With Hold Tight, Coben revisits the little suburban New Jersey area he opened up in The Woods, even showing us some of the same people, although this time in more minor roles. In The Woods, Coben wove together so many different threads that it was kind of amazing you didn't realize how ridiculous they all were until after you finished the book, a testament to his storytelling skill. Unfortunately for Hold Tight, now you know where to look. And because of the large cast of characters, the depth Coben was able to give to his protagonists in the earlier book is mostly absent here -- they're all interchangeable suburbanite forty-somethings who confusingly threaten to turn into each other while we're watching them. In order to give them any dimension at all within the confines of his story, Coben has to commit the novelist's cardinal sin and tell us about the people instead of showing us.
Coben, himself a forty-something suburbanite with kids, starts with parents trying to learn why their son is moody and withdrawn and installing some spyware on his computer. Other families -- some intact, some not -- drift in and out of the story, each of them having their own Special Situation and Deep Dark Secret that's known only to them, lurking behind the Perfect Suburban Facade. Think Raymond Chandler meets Desperate Housewives, only ignore the fact that Desperate Housewives would make Chandler throw up. Although he might think about dallying for awhile with Dana Delany.
Then the son disappears, and the plot begins. The only problem is that, as we read along, we get the feeling that we're further ahead than the characters are. At least once I said, "Hey, Harlan, isn't it time for you to pay off on that foreshadowing you did about a hundred pages ago," and lo and behold, said foreshadowing paid off right about then.

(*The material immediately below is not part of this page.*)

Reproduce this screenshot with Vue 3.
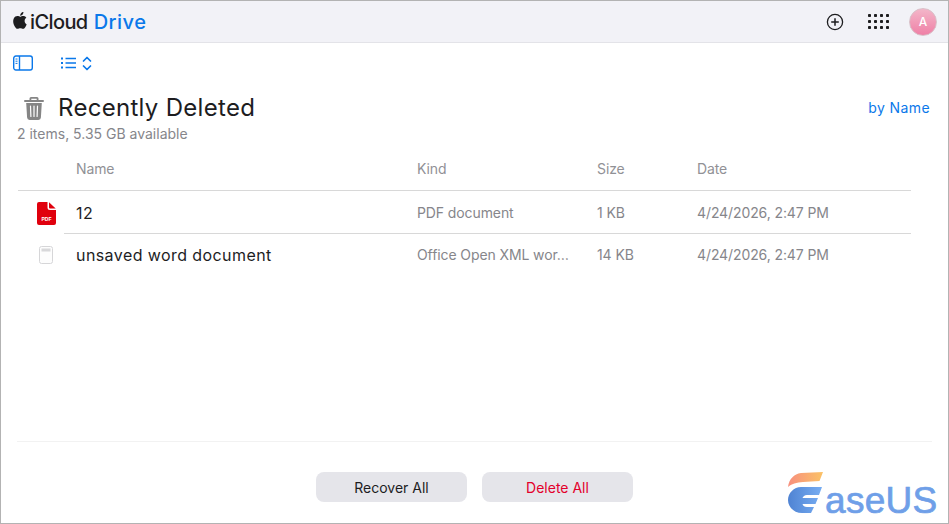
<script setup>
const rows = [
  { name: '12', kind: 'PDF document', size: '1 KB', date: '4/24/2026, 2:47 PM', type: 'pdf' },
  { name: 'unsaved word document', kind: 'Office Open XML wor…', size: '14 KB', date: '4/24/2026, 2:47 PM', type: 'doc' }
]
</script>

<template>
  <div class="page">
    <header class="topbar">
      <div class="brand">
        <svg class="apple" viewBox="1 1 14 16.200" width="15" height="17"><path fill="#1d1d1f" d="M11.900 9.500c0-2 1.600-2.900 1.700-3-1-1.400-2.400-1.600-2.900-1.600-1.200-.1-2.400.7-3 .7s-1.600-.7-2.600-.7C3.700 4.900 2.400 5.700 1.700 6.900.3 9.400 1.300 13 2.700 15c.7 1 1.500 2.100 2.500 2 1 0 1.400-.6 2.600-.6s1.500.6 2.600.6 1.800-1 2.400-2c.8-1.100 1.100-2.200 1.100-2.300-.1 0-2-.8-2-3.200zM10 3.500c.5-.7.9-1.600.8-2.500-.8 0-1.700.5-2.300 1.200-.5.6-.9 1.500-.8 2.400.9.1 1.800-.4 2.300-1.100z"/></svg>
        <span class="icloud">iCloud</span>
        <span class="drive">Drive</span>
      </div>
      <div class="top-actions">
        <svg class="plus" width="18" height="18" viewBox="0 0 18 18" fill="none" stroke="#1d1d1f"><circle cx="9" cy="9" r="7.600" stroke-width="1.300"/><path d="M9 5.200v7.600M5.200 9h7.600" stroke-width="1.500"/></svg>
        <svg width="21" height="15" viewBox="0 0 21 15" fill="#1d1d1f">
          <template v-for="y in [0, 6, 12]" :key="y">
            <rect v-for="x in [0, 6, 12, 18]" :key="x" :x="x" :y="y" width="3" height="3" rx="0.800" />
          </template>
        </svg>
        <div class="avatar">A</div>
      </div>
    </header>

    <div class="toolbar">
      <svg width="20" height="16" viewBox="0 0 20 16" fill="none" stroke="#0a78ea"><rect x="0.700" y="1" width="18.600" height="14" rx="2.200" stroke-width="1.400"/><path d="M6.500 1v14" stroke-width="1.400"/><path d="M2.500 4h2M2.500 6.200h2M2.500 8.400h2" stroke-width="1"/></svg>
      <div class="view-switch">
        <svg width="15" height="12" viewBox="0 0 15 12" fill="none" stroke="#0a78ea" stroke-width="1.400"><path d="M4.500 1.500H15M4.500 6H15M4.500 10.500H15"/><path d="M0 1.500h2M0 6h2M0 10.500h2" stroke-width="1.900"/></svg>
        <svg width="10" height="15" viewBox="0 0 10 15" fill="none" stroke="#0a78ea" stroke-width="1.700" stroke-linecap="round" stroke-linejoin="round"><path d="M1.500 5 5 1.500 8.500 5M1.500 10 5 13.500 8.500 10"/></svg>
      </div>
    </div>

    <section class="heading">
      <div class="title-row">
        <div class="title-left">
          <svg class="trash" width="20" height="23" viewBox="0 0 20 23" fill="none"><path fill="#858585" d="M7 0h6a1.500 1.500 0 0 1 1.500 1.500V3H19a1 1 0 0 1 0 2H1a1 1 0 0 1 0-2h4.500V1.500A1.500 1.500 0 0 1 7 0zm.3 1.700V3h5.400V1.700zM2.200 6h15.600l-.9 14.600A2.500 2.500 0 0 1 14.400 23H5.600a2.500 2.500 0 0 1-2.500-2.400z"/><path stroke="#fff" stroke-width="1.200" stroke-linecap="round" d="M6.500 9l.4 10.500M10 9v10.500M13.500 9l-.4 10.500"/></svg>
          <h1>Recently Deleted</h1>
        </div>
        <span class="sort">by Name</span>
      </div>
      <p class="sub">2 items, 5.35 GB available</p>
    </section>

    <div class="table">
      <div class="row head">
        <span class="c-icon"></span>
        <span class="c-name">Name</span>
        <span class="c-kind">Kind</span>
        <span class="c-size">Size</span>
        <span class="c-date">Date</span>
      </div>
      <div v-for="r in rows" :key="r.name" class="row item">
        <span class="c-icon">
          <svg v-if="r.type === 'pdf'" width="19" height="23" viewBox="0 0 19 23"><path fill="#e0000d" d="M2 0h8.500v5.500A2.500 2.500 0 0 0 13 8h6v13a2 2 0 0 1-2 2H2a2 2 0 0 1-2-2V2a2 2 0 0 1 2-2z"/><path fill="#e0000d" d="M12 .3 18.700 6.500H13A1 1 0 0 1 12 5.500z"/><text x="9.500" y="18.500" text-anchor="middle" class="pdf-label">PDF</text></svg>
          <svg v-else width="14" height="18" viewBox="0 0 14 18"><rect x="0.500" y="0.500" width="13" height="17" rx="2" fill="#fdfdfd" stroke="#d6d6d8"/><rect x="2.500" y="2.500" width="9" height="3" fill="#d8d8da"/></svg>
        </span>
        <span class="c-name">{{ r.name }}</span>
        <span class="c-kind small">{{ r.kind }}</span>
        <span class="c-size small">{{ r.size }}</span>
        <span class="c-date small">{{ r.date }}</span>
      </div>
    </div>

    <footer class="footer">
      <button class="btn recover">Recover All</button>
      <button class="btn delete">Delete All</button>
    </footer>

    <div class="logo">
      <svg width="36" height="42" viewBox="0 0 36 42">
        <defs>
          <linearGradient id="lgTop" x1="0" x2="1"><stop offset="0" stop-color="#f78f7e"/><stop offset="1" stop-color="#fbc266"/></linearGradient>
          <linearGradient id="lgBot" x1="0" x2="1"><stop offset="0" stop-color="#4f83d3"/><stop offset="1" stop-color="#77adf2"/></linearGradient>
        </defs>
        <path fill="url(#lgTop)" d="M0 15C1 7 6 2 13 1L35 0l-3.500 9L15 10C9 10.500 3 12 0 15z"/>
        <path fill="url(#lgBot)" d="M13 15H34L31 23H19C16.500 23 15 24.500 14.500 26H30L27.500 32H14.500C15 34 16.500 35 19 35H26L23 41H14C6 41 0 35 0 28C0 21 6 15 13 15z"/>
      </svg>
      <span class="logo-text">aseUS</span>
    </div>
  </div>
</template>

<style>
html, body { margin: 0; padding: 0; background: #fff; }
</style>

<style scoped>
.page {
  position: relative;
  width: 949px;
  height: 524px;
  box-sizing: border-box;
  border: 1px solid #b3b3b3;
  background: #fff;
  display: flex;
  flex-direction: column;
  font-family: Inter, "Liberation Sans", sans-serif;
  color: #1d1d1f;
  overflow: hidden;
}
.topbar {
  height: 42px;
  flex: none;
  box-sizing: border-box;
  background: #f2f2f7;
  border-bottom: 1px solid #e3e3e8;
  display: flex;
  align-items: center;
  justify-content: space-between;
  padding: 0 11px 0 12px;
}
.brand { display: flex; align-items: center; font-size: 20px; }
.apple { margin-right: 2px; margin-top: -2px; }
.icloud { color: #1d1d1f; margin-right: 6px; font-weight: 500; letter-spacing: -0.600px; }
.drive { color: #0a78ea; font-weight: 500; letter-spacing: 0.500px; }
.top-actions { display: flex; align-items: center; }
.plus { margin-right: 24px; }
.avatar {
  width: 28px;
  height: 28px;
  margin-left: 20px;
  border-radius: 50%;
  background: linear-gradient(#f3b6c9, #ef80a6);
  border: 1px solid #d9c0c8;
  box-sizing: border-box;
  color: #fff;
  font-size: 12px;
  font-weight: 500;
  display: flex;
  align-items: center;
  justify-content: center;
}
.toolbar {
  display: flex;
  align-items: center;
  height: 40px;
  flex: none;
  padding: 0 0 0 12px;
  box-sizing: border-box;
}
.view-switch { display: flex; align-items: center; gap: 6px; margin-left: 28px; }
.heading { padding: 10px 18px 0 16px; }
.title-row { display: flex; align-items: center; justify-content: space-between; height: 30px; }
.title-left { display: flex; align-items: center; }
.trash { margin-left: 7px; margin-right: 14px; }
h1 { margin: 0; font-size: 24px; font-weight: 400; line-height: 30px; color: #1d1d1f; letter-spacing: 0.300px; }
.sort { font-size: 14px; color: #0a78ea; letter-spacing: 0.400px; margin-bottom: 2px; }
.sub { margin: 1px 0 0; font-size: 14px; line-height: 20px; color: #86868b; }
.table { margin: 0 37px 0 17px; }
.row { display: flex; align-items: center; }
.head {
  height: 40px;
  padding-bottom: 2px;
  margin-top: 4px;
  border-bottom: 1px solid #d8d8d8;
  color: #919196;
  font-size: 14px;
  letter-spacing: -0.100px;
}
.item {
  height: 42px;
  box-sizing: border-box;
  padding-top: 2px;
  position: relative;
  color: #86868b;
  font-size: 14px;
  letter-spacing: -0.100px;
}
.item + .item::before {
  content: "";
  position: absolute;
  top: 0;
  left: 46px;
  right: 0;
  height: 1px;
  background: #d8d8d8;
}
.small { margin-top: -2px; }
.c-icon { width: 58px; flex: none; display: flex; justify-content: center; box-sizing: border-box; padding-right: 2px; }
.pdf-label { font: 700 5px "Liberation Sans", sans-serif; fill: #fff; letter-spacing: 0; }
.c-name { width: 341px; flex: none; }
.item .c-name { font-size: 16px; color: #1d1d1f; letter-spacing: 0.420px; }
.c-kind { width: 154px; flex: none; margin-right: 26px; white-space: nowrap; }
.c-size { width: 100px; flex: none; }
.c-date { flex: none; }
.footer {
  position: absolute;
  left: 16px;
  right: 16px;
  top: 440px;
  height: 82px;
  border-top: 1px solid #f2f2f2;
  display: flex;
  justify-content: center;
  gap: 15px;
  padding: 30px 0 0 0;
  box-sizing: border-box;
}
.btn {
  width: 151px;
  height: 30px;
  border: none;
  border-radius: 8px;
  background: #e5e5ea;
  font: 400 14px Inter, "Liberation Sans", sans-serif;
  padding: 0;
}
.recover { color: #1d1d1f; }
.delete { color: #e3002b; }
.logo { position: absolute; left: 787px; top: 471px; display: flex; align-items: flex-end; }
.logo-text {
  font-family: "Liberation Sans", Arial, sans-serif;
  font-size: 37px;
  line-height: 37px;
  letter-spacing: 0.300px;
  color: #6f9fe8;
  -webkit-text-stroke: 0.700px #6f9fe8;
  margin-left: 1px;
  margin-bottom: -5px;
}
</style>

The other downer is Coben's steps into another of the suspense novel's most tired and seamy cliches, the killer's conversations with his tearful victims as he prepares to torture and murder them. He rarely does this sort of thing, for good reason, because it's generally a sign of the weakest of thrillers, novels about which airport bookstores say, "Um, no. We have standards."
So although I like Coben, and although a good 90 percent of the stuff that trees die for is worse than this decidedly low point of his catalog, I will be happy to set my copy of Hold Tight free to roam in our little town's public library.